В.К.: Как изменился Новый Орлеан за прошедшие пять лет?
Н.Р.: Несмотря на все эти сложности, все-таки произошло возрождение города. Новый Орлеан стал как бы развиваться немного в другую сторону, потому что многие люди уехали, приехали другие. До сих пор приезжают люди, которые помогают восстанавливать дома, строить новые. Приехало много актеров, музыкантов, киноиндустрия сюда приехала, чтобы помочь экономике. Я помню, как в городе опять начались концерты, спектакли, они проходили при полных залах. Новый Орлеан – это уникальный город. И дух города сохранился, что очень важно.
В.К.: А как вы старались восстановить деятельность вашей культурной организации «Московские ночи»?
Н.Р.: Все архивы моей организации погибли. Мы потеряли все – электронику, музыку, фильмы, архивы, костюмы для спектаклей. Но после Катрины давали много культурных грантов. Митч Лэндрю, который тогда был заместителем губернатора штата Луизиана, открыл экономический и культурный фонд, и мне удалось получить небольшую сумму на восстановление нашей организации. В ноябре 2006 года я смогла поставить первый после Катрины спектакль «Я беру твою руку» («I take your hand»), по письмам Чехова и Книппер. А потом, в 2008 году, я организовала большой фестиваль русской культуры «Приключения вокруг Москвы». В прошлом году мы отмечали 10-летие нашей организации, и я поставила спектакль по одноактным пьесам Чехова «Лебединая песня», «Медведь» и «Предложение».
В.К.: Когда вы рассказывали о разрушениях в вашем доме после Катрины, меня особенно поразило то, как пострадали книги. А сейчас, на новом месте, у вас уже много книг?
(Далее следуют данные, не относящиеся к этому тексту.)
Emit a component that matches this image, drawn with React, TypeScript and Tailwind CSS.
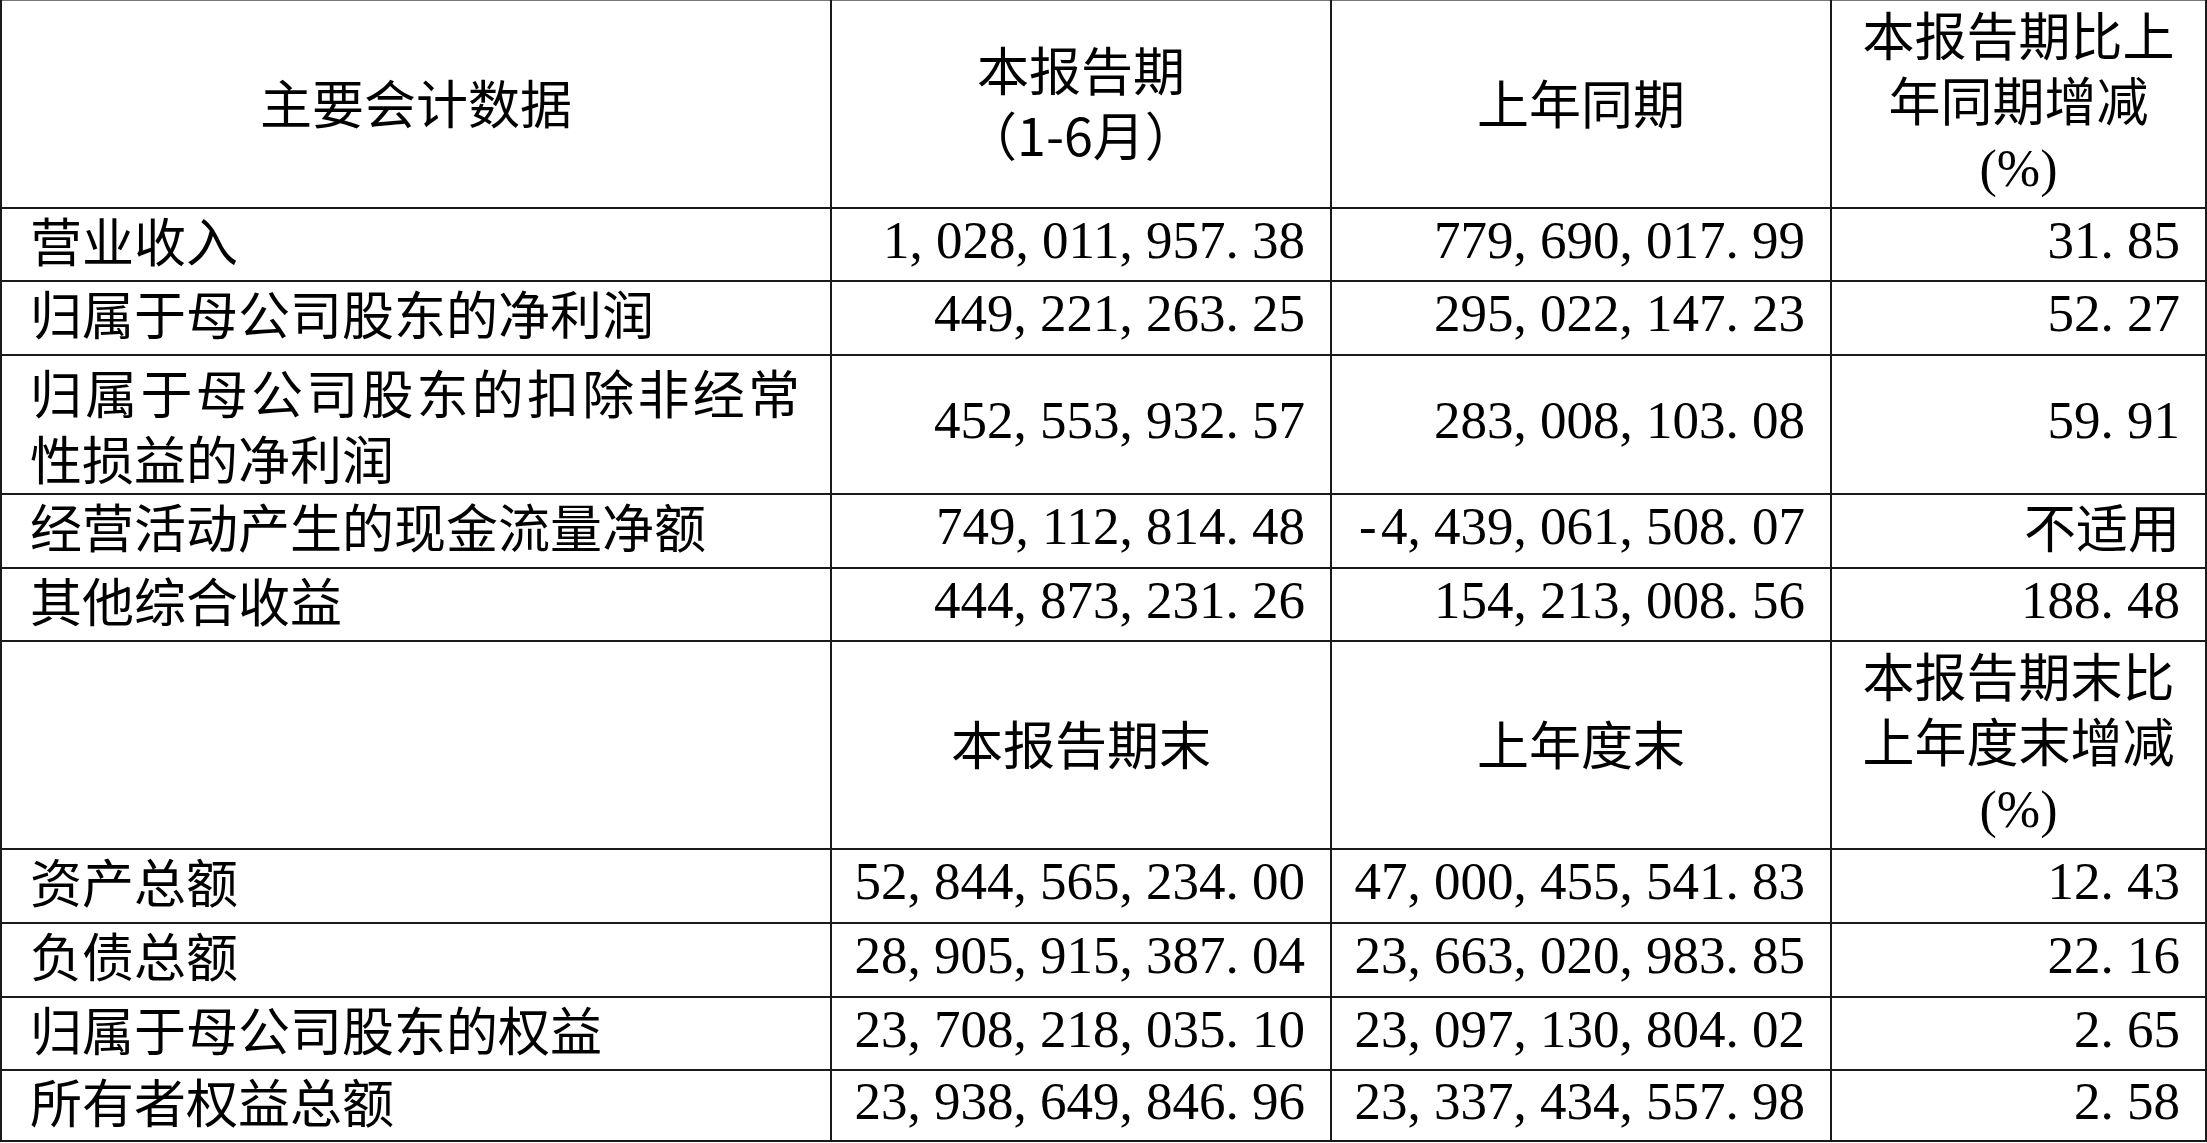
import React from "react";

type Row = {
  label: string;
  cur: string;
  prev: string;
  pct: string;
  h: string;
};

const cjk = "font-['Noto_Sans_CJK_SC',sans-serif]";
const serif = "font-['Liberation_Serif','Noto_Sans_CJK_SC',serif]";

const incomeRows: Row[] = [
  { label: "营业收入", cur: "1,028,011,957.38", prev: "779,690,017.99", pct: "31.85", h: "h-[73px]" },
  { label: "归属于母公司股东的净利润", cur: "449,221,263.25", prev: "295,022,147.23", pct: "52.27", h: "h-[74px]" },
  {
    label: "归属于母公司股东的扣除非经常性损益的净利润",
    cur: "452,553,932.57",
    prev: "283,008,103.08",
    pct: "59.91",
    h: "h-[139px]",
  },
  { label: "经营活动产生的现金流量净额", cur: "749,112,814.48", prev: "-4,439,061,508.07", pct: "不适用", h: "h-[74px]" },
  { label: "其他综合收益", cur: "444,873,231.26", prev: "154,213,008.56", pct: "188.48", h: "h-[73px]" },
];

const balanceRows: Row[] = [
  { label: "资产总额", cur: "52,844,565,234.00", prev: "47,000,455,541.83", pct: "12.43", h: "h-[74px]" },
  { label: "负债总额", cur: "28,905,915,387.04", prev: "23,663,020,983.85", pct: "22.16", h: "h-[74px]" },
  { label: "归属于母公司股东的权益", cur: "23,708,218,035.10", prev: "23,097,130,804.02", pct: "2.65", h: "h-[73px]" },
  { label: "所有者权益总额", cur: "23,938,649,846.96", prev: "23,337,434,557.98", pct: "2.58", h: "h-[71px]" },
];

const isNum = (v: string) => /^[-0-9,.]+$/.test(v);

// digits are half-width in the source font, separators take a half cell too
function Num({ v }: { v: string }) {
  if (!isNum(v)) return <>{v}</>;
  return (
    <>
      {v.split("").map((ch, i) =>
        /[0-9]/.test(ch) ? (
          <React.Fragment key={i}>{ch}</React.Fragment>
        ) : (
          <span key={i} className={ch === "-" ? "inline-block w-[0.5em] text-center" : "inline-block w-[0.5em] text-left"}>
            {ch}
          </span>
        ),
      )}
    </>
  );
}

const cell = "border-2 border-[#1a1a1a] p-0 align-middle";
const pctMark = <span className={serif}>(%)</span>;

function HeaderRow({ cols, first }: { cols: React.ReactNode[]; first?: boolean }) {
  return (
    <tr className="h-[207px]">
      {cols.map((c, i) => (
        <th
          key={i}
          className={`${cell} pb-[6px] text-center font-normal text-[52px] leading-[65px] ${
            first ? "border-t border-t-[#777]" : ""
          }`}
        >
          {c}
        </th>
      ))}
    </tr>
  );
}

function NumCell({ v }: { v: string }) {
  const font = isNum(v) ? `${serif} text-[53px]` : `${cjk} text-[52px]`;
  return (
    <td className={`${cell} ${font} leading-[54px] pr-[25px] pb-[10px] text-right whitespace-nowrap`}>
      <Num v={v} />
    </td>
  );
}

function DataRow({ r }: { r: Row }) {
  const long = r.label.length > 14;
  return (
    <tr className={r.h}>
      <td
        className={`${cell} pl-[28px] pr-[30px] text-[52px] ${
          long ? "text-justify leading-[66px]" : "text-left leading-[54px] pb-[10px]"
        }`}
      >
        {r.label}
      </td>
      <NumCell v={r.cur} />
      <NumCell v={r.prev} />
      <NumCell v={r.pct} />
    </tr>
  );
}

export default function App() {
  return (
    <div className={`min-h-screen bg-white text-black ${cjk}`}>
      <table className="w-[2205px] table-fixed border-collapse">
        <colgroup>
          <col className="w-[830px]" />
          <col className="w-[500px]" />
          <col className="w-[500px]" />
          <col className="w-[375px]" />
        </colgroup>
        <tbody>
          <HeaderRow
            first
            cols={[
              "主要会计数据",
              <>
                本报告期
                <br />
                （1-6月）
              </>,
              "上年同期",
              <>
                本报告期比上
                <br />
                年同期增减
                <br />
                {pctMark}
              </>,
            ]}
          />
          {incomeRows.map((r) => (
            <DataRow key={r.label} r={r} />
          ))}
          <HeaderRow
            cols={[
              "",
              "本报告期末",
              "上年度末",
              <>
                本报告期末比
                <br />
                上年度末增减
                <br />
                {pctMark}
              </>,
            ]}
          />
          {balanceRows.map((r) => (
            <DataRow key={r.label} r={r} />
          ))}
        </tbody>
      </table>
    </div>
  );
}
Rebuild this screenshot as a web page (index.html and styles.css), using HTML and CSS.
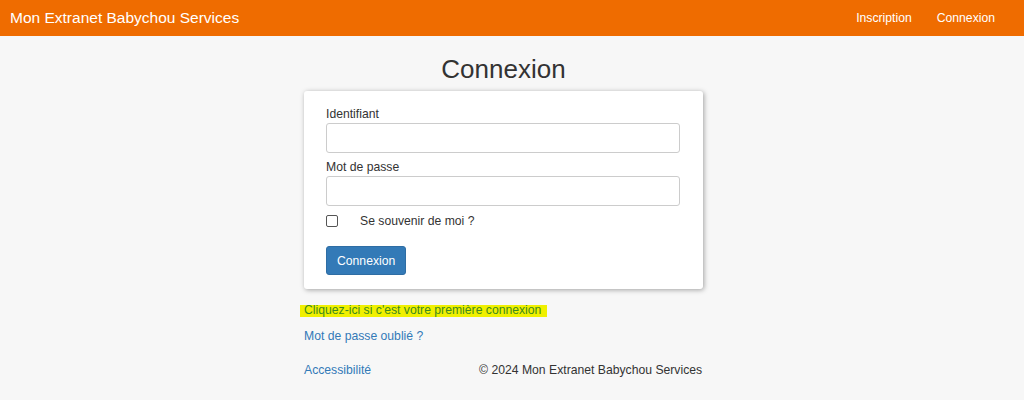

Н.Р.: Мы поселились в Аптауне (Upown), который не был затоплен во время Катрины, купили там квартиру. Сейчас у нас, к сожалению, не так много книг – вся моя театральная библиотека и другие книги, все пропало. Бывало, лежишь ночью дома и думаешь: «Вот сейчас побегу, найду эту книгу и почитаю!» И понимаешь, что это невозможно. Но, конечно, мы покупаем книги. И все это дало мне стимул осваивать Интернет.